Tvrtko Ursulin tvrtko.ursulin at linux.intel.com
Mon Apr 24 09:22:59 UTC 2023


On 23/04/2023 07:52, Yang, Fei wrote:
>> On 20/04/2023 00:00, fei.yang at intel.com wrote:
>>> From: Fei Yang <fei.yang at intel.com>
>>>
>>> Currently the KMD is using enum i915_cache_level to set caching policy for
>>> buffer objects. This is flaky because the PAT index which really controls
>>> the caching behavior in PTE has far more levels than what's defined in the
>>> enum.
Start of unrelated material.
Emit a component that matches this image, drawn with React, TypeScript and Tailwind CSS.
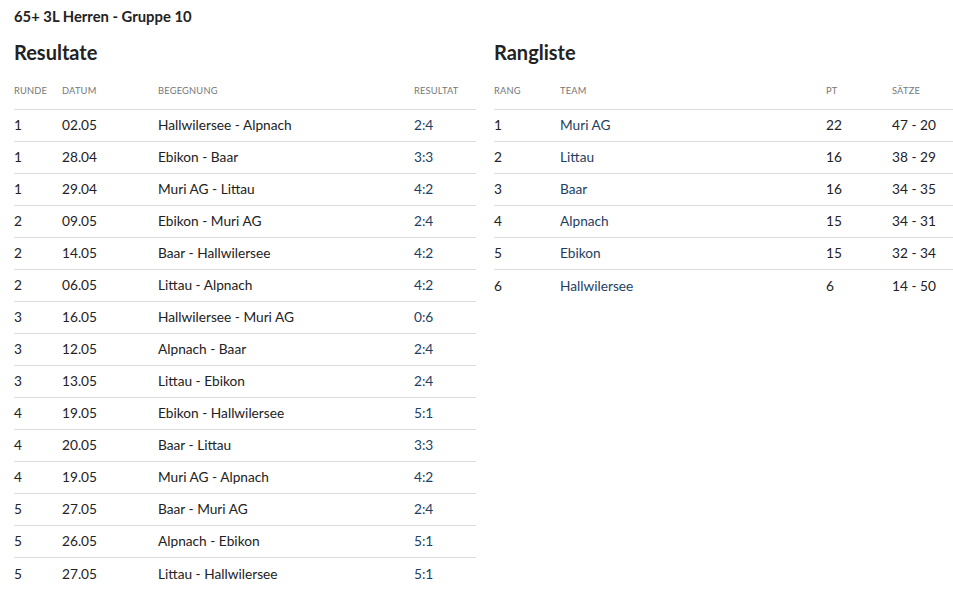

In addition, the PAT index is platform dependent, having to translate
>>> between i915_cache_level and PAT index is not reliable, and makes the code
>>> more complicated.
>>>
>>> >From UMD's perspective there is also a necessity to set caching policy for
>>> performance fine tuning. It's much easier for the UMD to directly use PAT
>>> index because the behavior of each PAT index is clearly defined in Bspec.
>>> Having the abstracted i915_cache_level sitting in between would only cause
>>> more ambiguity.
>>>
>>> For these reasons this patch replaces i915_cache_level with PAT index. Also
>>> note, the cache_level is not completely removed yet, because the KMD still
>>> has the need of creating buffer objects with simple cache settings such as
>>> cached, uncached, or writethrough. For such simple cases, using cache_level
>>> would help simplify the code.
>>>
>>> Cc: Chris Wilson <chris.p.wilson at linux.intel.com>
>>> Cc: Matt Roper <matthew.d.roper at intel.com>
>>> Signed-off-by: Fei Yang <fei.yang at intel.com>
>>> Reviewed-by: Andi Shyti <andi.shyti at linux.intel.com>
>>
>> I think have some ideas no how to perhaps make this simpler, please bear
>> with me.
>>
>> In my mind get/set caching ioctls need to be failing once explicit pat
>> index has been set by userspace. Or at least not return false information.
> 
> By design we are ending the support for set caching ioctl. The patch is included
> in this series, "drm/i915/mtl: end support for set caching ioctl"
> 
> +       if (GRAPHICS_VER_FULL(i915) >= IP_VER(12, 70))
> +               return -EOPNOTSUPP;
> +
> 
>> And I don't like i915_gem_object_has_cache_level and
>> i915_gem_get_pat_index as a refactoring step.
>>
>> It also seems that the driver has a need to query the caching mode set
>> regardless of the route (of setting).
> 
> Only for the objects created by the KMD. For UMD created objects with PAT
> index set KMD should never touch the setting.
> 
>> So how about this.
>>
>> Three callers which query the caching mode: use_cpu_reloc, vm_fault_gtt,
>> gpu_write_needs_clflush.
>>
>> We convert them to be like:
>>
>> i915_gem_object_has_caching_mode(obj, PAT_UC / PAT_WT / ...);
> 
> PAT_UC/WT/WB are platform dependent (https://gfxspecs.intel.com/Predator/Home/Index/45101),
> performing this check you would have to do something like,
> 
> if (MTL)
>          ...
> else if (PVC)
>          ...
> else if (GEN12)
>          ...
> else
>          ...

No, it would be doable with a table as I suggested below. And that table 
could be re-used for debugfs pretty-printing simplifying that code too.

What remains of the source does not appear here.